Andrea Benjamin, who works with Ed O’Brien at O’Brien Farm at 505 Holtshire Road, put together a presentation and gave copies of it to each member of the Planning Board. She asked members to endorse an amendment on the floor on Jan. 25 to include language that would allow any areas outside the proposed Marijuana Overlay District to obtain special permits for marijuana cultivation or growth.
Benjamin said she and O’Brien milk 45 cows on a dairy farm. She and O’Brien said they would not be able to grow marijuana on their farm if one of the warrant articles — which limits growing to an industrial park — is not amended.
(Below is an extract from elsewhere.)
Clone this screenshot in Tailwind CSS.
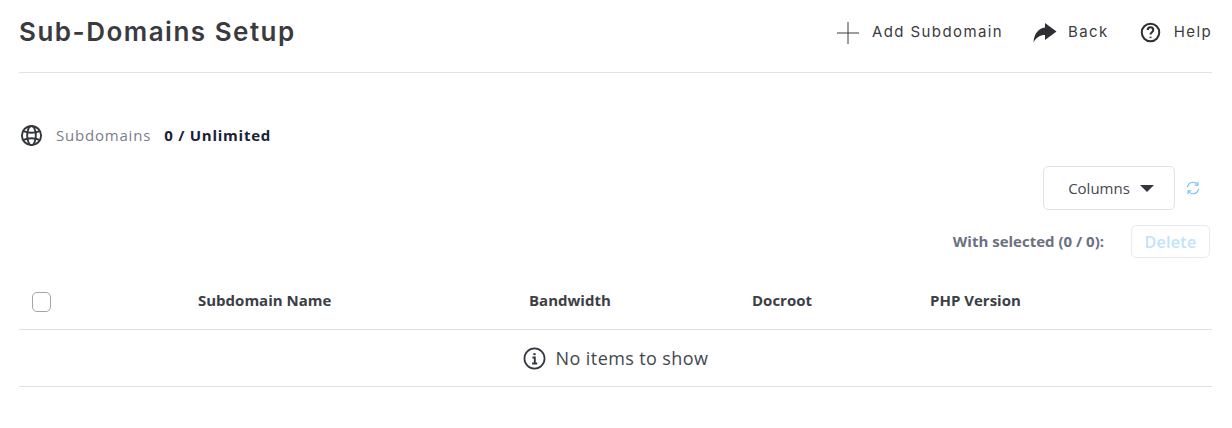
<!DOCTYPE html>
<html><head><script src="https://cdn.jsdelivr.net/npm/@tailwindcss/browser@4"></script></head>
<body class="bg-white font-['Open_Sans',sans-serif] text-[#3b3e46] h-[428px] w-[1232px] overflow-hidden">
<div class="pl-[19px] pr-5">
<header class="flex items-center justify-between h-[73px] border-b border-[#dfe2ea] pb-[9px]">
<h1 class="font-['Inter'] text-[26px] font-semibold tracking-[1.5px] text-[#3b3b3f]">Sub-Domains Setup</h1>
<div class="flex items-center text-[15px] tracking-[1.4px] font-['Inter'] text-[#3b3b3f] mt-[2px]">
<span class="flex items-center gap-[12px]"><svg width="24" height="24" viewBox="0 0 24 24" fill="none" stroke="#3b3b3f" stroke-width="1"><path d="M12 1v22M1 12h22"/></svg>Add Subdomain</span>
<span class="flex items-center gap-[11px] ml-[30px]"><svg width="24" height="20" viewBox="0 0 24 20" fill="#2f2f33"><path d="M23.500 8.500 12 0v4.500C5 5.500 1 11 .5 19.500 3 14.500 7 12 12 12v5z"/></svg>Back</span>
<span class="flex items-center gap-[13px] ml-[31px]"><svg width="21" height="21" viewBox="0 0 24 24" fill="none" stroke="#2f2f33" stroke-width="2.300"><circle cx="12" cy="12" r="10"/><path d="M8.800 9.200a3.200 3.200 0 0 1 6.400 0c0 2.300-3.200 2.600-3.200 5"/><path d="M12 16.800v1.600"/></svg>Help</span>
</div>
</header>
<div class="flex items-center mt-[50px] h-6 text-[15px]">
<svg class="ml-[1px] mt-[1px]" width="23" height="23" viewBox="0 0 24 24" fill="none" stroke="#33373d" stroke-width="2"><circle cx="12" cy="12" r="10"/><ellipse cx="12" cy="12" rx="4.500" ry="10"/><path d="M3.500 7.500c5 2 12 2 17 0M3.500 16.500c5-2 12-2 17 0"/></svg>
<span class="ml-[13px] text-[#7a7d8c] tracking-[0.8px]">Subdomains</span>
<span class="ml-[13px] font-bold tracking-[0.75px] text-[#1a2035]">0 / Unlimited</span>
</div>
<div class="flex justify-end items-center mt-[19px]">
<div class="flex items-center justify-center gap-[10px] w-[132px] h-[44px] pl-[4px] border border-[#e2e2ea] rounded-[5px] text-[15px] text-[#44474f]">Columns<svg width="14" height="7" viewBox="0 0 14 7" fill="#33373d"><path d="M0 0h14L7 7z"/></svg></div>
<svg class="ml-[11px] mr-[12px]" width="14" height="14" viewBox="0 0 24 24" fill="none" stroke="#74c0f5" stroke-width="2"><path d="M2.500 10.500A9.500 9.500 0 0 1 19.500 6M21.500 13.500A9.500 9.500 0 0 1 4.500 18"/><path d="M20.500 1.500v5.500h-5.500M3.500 22.500V17h5.500"/></svg>
</div>
<div class="flex justify-end items-center mt-[15px] pr-[2px]">
<span class="text-[15px] font-bold text-[#6b7080] mr-[27px]">With selected (0 / 0):</span>
<button class="w-[79px] h-[33px] border border-[#e8eaf0] rounded-[5px] text-[16px] tracking-[0.3px] font-semibold text-[#bfe3fb]">Delete</button>
</div>
<div class="flex items-center h-[72px] pt-[13px] border-b border-[#dfdfe8] text-[15px] font-bold">
<div class="w-[179px] pl-[13px]"><div class="w-[19px] h-[20px] mt-[3px] border border-[#a0a3b0] rounded-[5px]"></div></div>
<div class="w-[331px]">Subdomain Name</div><div class="w-[223px]">Bandwidth</div><div class="w-[178px]">Docroot</div><div>PHP Version</div>
</div>
<div class="flex items-center justify-center gap-[10px] h-[57px] border-b border-[#dfdfe8] text-[18px] tracking-[0.4px] text-[#44474f]">
<svg width="23" height="23" viewBox="0 0 24 24" fill="none" stroke="#33373d" stroke-width="1.800"><circle cx="12" cy="12" r="10.500"/><path d="M12 6.500v2" stroke-width="2.500"/><path d="M9.800 11H12.300v6M9.500 17.200h5.300" stroke-width="2"/></svg>No items to show</div>
</div>
</body></html>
“We have to diversify if we want to keep our cows,” O’Brien said, adding that he and Benjamin cannot afford to move into the industrial park, and they do not want to.
Maile Shoul, who said she works at an addiction treatment center, addressed the board and cited a Reuters article about a study indicating legalized marijuana could help curb the opioid epidemic.
Steve Drury, who lives in Templeton, said he has been an activist for marijuana for 25 years and he is glad the state is taking the steps it is. He said the entire country will legalize it eventually.
“Mr. Sessions is not going to win,” he said, referring to U.S. Attorney General Jeff Sessions, who has vowed to crack down on legalization.